I am trying to get started with GTK, but I find the documentation for signals (https://developer.gnome.org/gobject/stable/signal.html) hard to understand.
It seems as there is a difference between a "signal" and an "event". For example, the documentation for the "event"-signal for a Widget (https://developer.gnome.org/gtk3/stable/GtkWidget.html#GtkWidget-event) says
The GTK+ main loop will emit three signals for each GDK event delivered to a widget: one generic ::event signal, another, more specific, signal that matches the type of event delivered (e.g. “key-press-event”) and finally a generic “event-after” signal.

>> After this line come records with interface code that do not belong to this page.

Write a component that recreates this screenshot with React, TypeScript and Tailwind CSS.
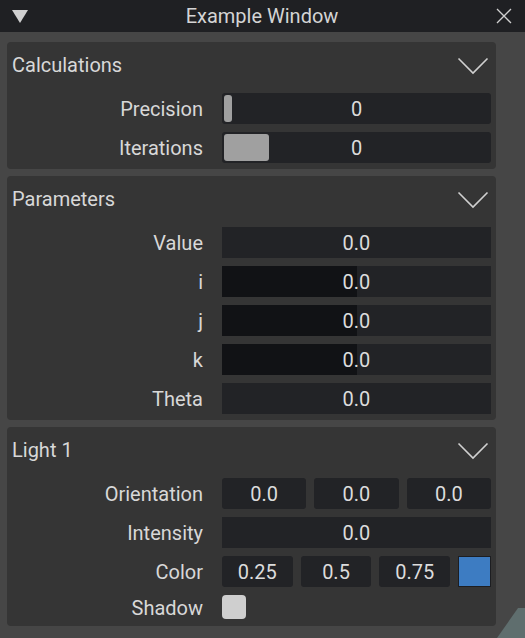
import React from 'react';

const font = { fontFamily: 'Roboto, "Noto Sans", sans-serif' };

const Chevron = () => (
  <svg width="32" height="18" viewBox="0 0 32 18" className="text-[#d0d0d0]">
    <path d="M1.5 1.5 L16 16 L30.5 1.5" fill="none" stroke="currentColor" strokeWidth="1.6" />
  </svg>
);

const Panel: React.FC<{ title: string; children: React.ReactNode }> = ({ title, children }) => (
  <div className="bg-[#353535] rounded-[4px] px-[5px] pb-[6px]">
    <div className="h-[46px] flex items-center justify-between">
      <span className="text-[20px] text-[#d8d8d8]">{title}</span>
      <span className="mr-[2px] mt-[1px]">
        <Chevron />
      </span>
    </div>
    <div className="flex flex-col gap-[8px] pt-[5px]">{children}</div>
  </div>
);

const Row: React.FC<{ label: string; h?: string; children: React.ReactNode }> = ({ label, h = 'h-[31px]', children }) => (
  <div className={`flex ${h}`}>
    <div className="w-[191px] flex items-center justify-end text-[20px] text-[#d8d8d8]">{label}</div>
    <div className="ml-[19px] flex-1 flex gap-[8px]">{children}</div>
  </div>
);

const Slider: React.FC<{ grab: string }> = ({ grab }) => (
  <div className="relative flex-1 bg-[#222326] rounded-[3px] flex items-center justify-center text-[20px] text-[#dcdcdc]">
    <div className={`absolute left-[2px] top-[2px] bottom-[2px] ${grab} bg-[#a0a0a0] rounded-[3px]`} />
    <span className="relative">0</span>
  </div>
);

const Field: React.FC<{ value: string; rounded?: boolean; fill?: boolean }> = ({ value, rounded, fill }) => (
  <div
    className={`relative flex-1 bg-[#222326] ${rounded ? 'rounded-[3px]' : ''} flex items-center justify-center text-[20px] text-[#dcdcdc] overflow-hidden`}
  >
    {fill && <div className="absolute left-0 top-0 bottom-0 w-1/2 bg-[#111215]" />}
    <span className="relative">{value}</span>
  </div>
);

export default function App() {
  return (
    <div className="relative w-[525px] h-[638px] bg-[#464646] overflow-hidden" style={font}>
      <div className="h-[32px] bg-[#1f2023] flex items-center justify-between px-[12px]">
        <svg width="16" height="13" viewBox="0 0 16 13">
          <path d="M0 0 H16 L8 13 Z" fill="#d0d0d0" />
        </svg>
        <span className="text-[20px] text-[#d4d4d4]">Example Window</span>
        <svg width="16" height="16" viewBox="0 0 16 16" className="mr-[1px]">
          <path d="M1 1 L15 15 M15 1 L1 15" stroke="#d0d0d0" strokeWidth="1.3" />
        </svg>
      </div>

      <div className="w-[489px] ml-[7px] mt-[10px] flex flex-col gap-[7px]">
        <Panel title="Calculations">
          <Row label="Precision">
            <Slider grab="w-[8px]" />
          </Row>
          <Row label="Iterations">
            <Slider grab="w-[45px]" />
          </Row>
        </Panel>

        <Panel title="Parameters">
          <Row label="Value">
            <Field value="0.0" />
          </Row>
          <Row label="i">
            <Field value="0.0" fill />
          </Row>
          <Row label="j">
            <Field value="0.0" fill />
          </Row>
          <Row label="k">
            <Field value="0.0" fill />
          </Row>
          <Row label="Theta">
            <Field value="0.0" />
          </Row>
        </Panel>

        <Panel title="Light 1">
          <Row label="Orientation">
            <Field value="0.0" rounded />
            <Field value="0.0" rounded />
            <Field value="0.0" rounded />
          </Row>
          <Row label="Intensity">
            <Field value="0.0" />
          </Row>
          <Row label="Color">
            <Field value="0.25" rounded />
            <Field value="0.5" rounded />
            <Field value="0.75" rounded />
            <div className="w-[33px] bg-[#3d7cc2] border border-[#1d1e21]" />
          </Row>
          <Row label="Shadow" h="h-[25px]">
            <div className="w-[24px] h-[24px] bg-[#cfcfcf] rounded-[4px]" />
          </Row>
        </Panel>
      </div>

      <svg width="28" height="30" viewBox="0 0 28 30" className="absolute right-0 bottom-0">
        <path d="M21 0 H28 V30 H0 Z" fill="#5f6e6e" />
      </svg>
    </div>
  );
}
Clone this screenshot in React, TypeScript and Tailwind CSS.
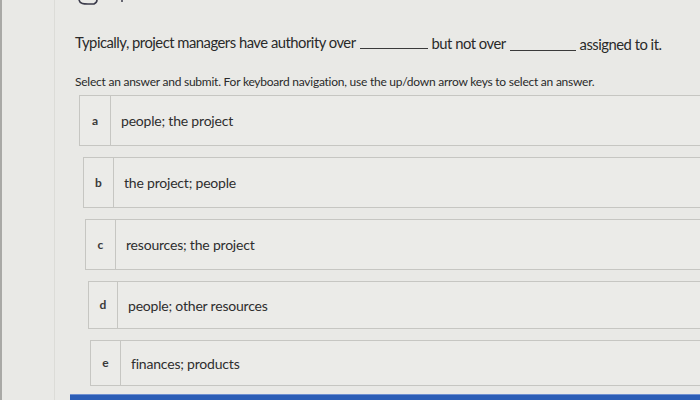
import React from "react";

const options = [
  { l: "a", t: "people; the project", ml: "ml-[77px]", h: "h-[51px]", div: "w-[31px]" },
  { l: "b", t: "the project; people", ml: "ml-[81px]", h: "h-[51px]", div: "w-[30px]" },
  { l: "c", t: "resources; the project", ml: "ml-[83px]", h: "h-[51px]", div: "w-[30px]" },
  { l: "d", t: "people; other resources", ml: "ml-[86px]", h: "h-[48px]", div: "w-[29px]" },
  { l: "e", t: "finances; products", ml: "ml-[88px]", h: "h-[46px]", div: "w-[30px]" },
];

export default function App() {
  return (
    <div
      className="w-[700px] h-[400px] overflow-hidden bg-[#e9e9e6] text-[#2e2e2e] flex flex-col relative border-l-2 border-[#a9a9a6]"
      style={{ fontFamily: "Lato, 'Open Sans', sans-serif" }}
    >
      <svg className="ml-[74px] shrink-0" width="60" height="5" viewBox="0 0 60 5">
        <path d="M3 0 C4 4 8 4 12 4 L18 4 C20 3 21 1 21 0" fill="none" stroke="#3a3a4a" strokeWidth="1.6" />
        <circle cx="46" cy="1" r="1" fill="#3a3a4a" />
      </svg>
      <div className="ml-[73px] mt-[27px] flex items-end whitespace-nowrap text-[14.8px] leading-[20px] tracking-[-0.5px] text-[#2a2a2a]">
        <span className="shrink-0">Typically, project managers have authority over</span>
        <span className="shrink-0 inline-block w-[68px] border-b border-[#3a3a3a] mx-[4px] mb-[3px]" />
        <span className="shrink-0 translate-y-[1px]">but not over</span>
        <span className="shrink-0 inline-block w-[66px] border-b border-[#3a3a3a] mx-[4px] mb-[1px]" />
        <span className="shrink-0 translate-y-[2px]">assigned to it.</span>
      </div>
      <div className="ml-[73px] mt-[22px] whitespace-nowrap text-[12px] leading-[16px] tracking-[-0.24px] text-[#2a2a2a]">
        Select an answer and submit. For keyboard navigation, use the up/down arrow keys to select an answer.
      </div>
      <div className="mt-[5px] flex flex-col gap-[11px]">
        {options.map((o) => (
          <div
            key={o.l}
            className={`${o.ml} ${o.h} w-[700px] shrink-0 flex border border-[#c6c6c2] bg-[#ebebe8]`}
          >
            <div className={`${o.div} flex items-center justify-center border-r border-[#c6c6c2] text-[12px] font-bold text-[#3a3a3a]`}>
              {o.l}
            </div>
            <div className="flex items-center pl-[10px] text-[14px] tracking-[-0.2px] text-[#2e2e2e]">
              {o.t}
            </div>
          </div>
        ))}
      </div>
      <div className="absolute left-[68px] right-0 top-[394px] h-[6px] bg-[#2b5db6] border-t border-[#6f8fd0]" />
      <div className="absolute left-[52px] top-0 bottom-0 w-px bg-[#dcdcd8]" />
    </div>
  );
}
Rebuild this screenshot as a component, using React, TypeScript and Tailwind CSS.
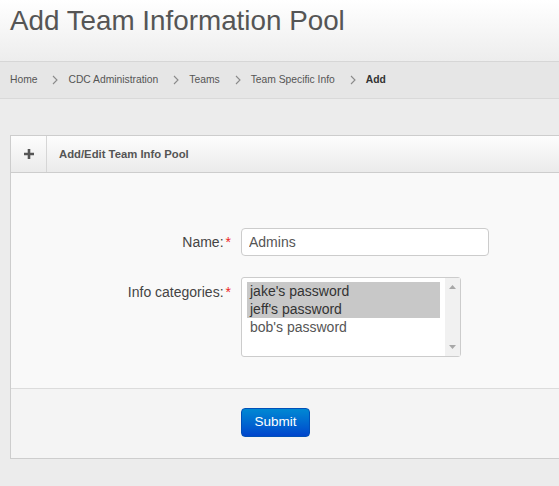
import React from 'react';

const crumbs = ['Home', 'CDC Administration', 'Teams', 'Team Specific Info'];
const options = [
  { label: "jake's password", selected: true },
  { label: "jeff's password", selected: true },
  { label: "bob's password", selected: false },
];

const Chevron: React.FC = () => (
  <svg width="6" height="10" viewBox="0 0 6 10" className="ml-[15px] mr-[10px]">
    <path d="M1 1 L5 5 L1 9" fill="none" stroke="#8a8a8a" strokeWidth="1.1" />
  </svg>
);

const Required: React.FC = () => <span className="ml-[2px] text-[#e22]">*</span>;

export default function App() {
  return (
    <div className="min-h-[486px] overflow-hidden bg-[#ececec] font-['Liberation_Sans',Arial,sans-serif] text-[#555]">
      {/* Page title */}
      <div className="h-[61px] bg-gradient-to-b from-white to-[#ededed] pl-[10px] pt-[7px]">
        <h1 className="text-[27.8px] leading-none font-normal text-[#555]">Add Team Information Pool</h1>
      </div>

      {/* Breadcrumb */}
      <div className="flex h-[38px] items-center border-y border-t-[#d6d6d6] border-b-[#d9d9d9] bg-[#e6e6e6] pl-[10px] text-[10.3px]">
        {crumbs.map((c) => (
          <React.Fragment key={c}>
            <span>{c}</span>
            <Chevron />
          </React.Fragment>
        ))}
        <span className="font-bold text-[#333]">Add</span>
      </div>

      {/* Panel */}
      <div className="ml-[10px] mt-[36px] w-[600px] border border-[#cdcdcd]">
        <div className="flex h-[37px] items-stretch border-b border-[#cdcdcd] bg-gradient-to-b from-[#fdfdfd] to-[#ebebeb]">
          <div className="flex w-[36px] items-center justify-center border-r border-[#d6d6d6]">
            <svg width="10" height="10" viewBox="0 0 10 10">
              <path d="M5 0 V10 M0 5 H10" stroke="#555" strokeWidth="2.6" />
            </svg>
          </div>
          <div className="flex items-center pl-[12px] text-[11.3px] font-bold text-[#555]">Add/Edit Team Info Pool</div>
        </div>

        <div className="bg-[#f9f9f9] pt-[55px] pb-[31px]">
          <div className="flex items-center">
            <label className="w-[220px] text-right text-[14px] leading-[20px] text-[#444]">
              Name:<Required />
            </label>
            <input
              defaultValue="Admins"
              className="ml-[10px] h-[28px] w-[248px] rounded-[4px] border border-[#ccc] bg-white px-[7px] text-[14px] text-[#555] outline-none"
            />
          </div>

          <div className="mt-[21px] flex items-start">
            <label className="w-[220px] pt-[5px] text-right text-[14px] leading-[20px] text-[#444]">
              Info categories:<Required />
            </label>
            <div className="ml-[10px] flex h-[80px] w-[220px] rounded-[3px] border border-[#ccc] bg-white">
              <div className="flex-1 pl-[5px] pt-[4px] pr-[5px]">
                {options.map((o) => (
                  <div
                    key={o.label}
                    className={`h-[18px] pl-[3px] text-[14px] leading-[18px] ${o.selected ? 'bg-[#c8c8c8] text-[#333]' : 'text-[#555]'}`}
                  >
                    {o.label}
                  </div>
                ))}
              </div>
              <div className="flex w-[15px] flex-col items-center justify-between bg-[#f1f1f1] py-[7px]">
                <svg width="7" height="4" viewBox="0 0 7 4">
                  <path d="M0 4 L3.5 0 L7 4 Z" fill="#a8a8a8" />
                </svg>
                <svg width="7" height="4" viewBox="0 0 7 4">
                  <path d="M0 0 L3.5 4 L7 0 Z" fill="#a8a8a8" />
                </svg>
              </div>
            </div>
          </div>
        </div>

        <div className="border-t border-[#dcdcdc] bg-[#f4f4f4] pl-[230px] pt-[19px] pb-[21px]">
          <button className="h-[29px] w-[69px] rounded-[4px] border border-[#0050b8] bg-gradient-to-b from-[#0088d3] to-[#0044cc] text-[13.5px] text-white">
            Submit
          </button>
        </div>
      </div>
    </div>
  );
}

So it seems to me, that GDK uses "events", whereas GTK+ uses "signals". Maybe events are just packed into signals, or the other way around? Or are they completely different things?
My understanding of the above quote:
When a key is pressed, then a GDK-event is fired. This GDK-event calls a callback function of the widget (which is not for the programmer to interfer with). The callback function then in turn emits the three signals ::event, key-press-event and event-after, one after the other. As a programmer I can intercept these signals by writing callback functions. If the callback for the first ::event signal returns TRUE, then the second key-press-event signal is not fired, otherwise it is. The third event-after signal is always fired.
Is my understanding correct?
Furthermore, in the docs, sometimes signals are prepended by a double colon (::event) and sometimes they are not (key-press-event and event-after). What is the difference? What is the meaning of the double colon?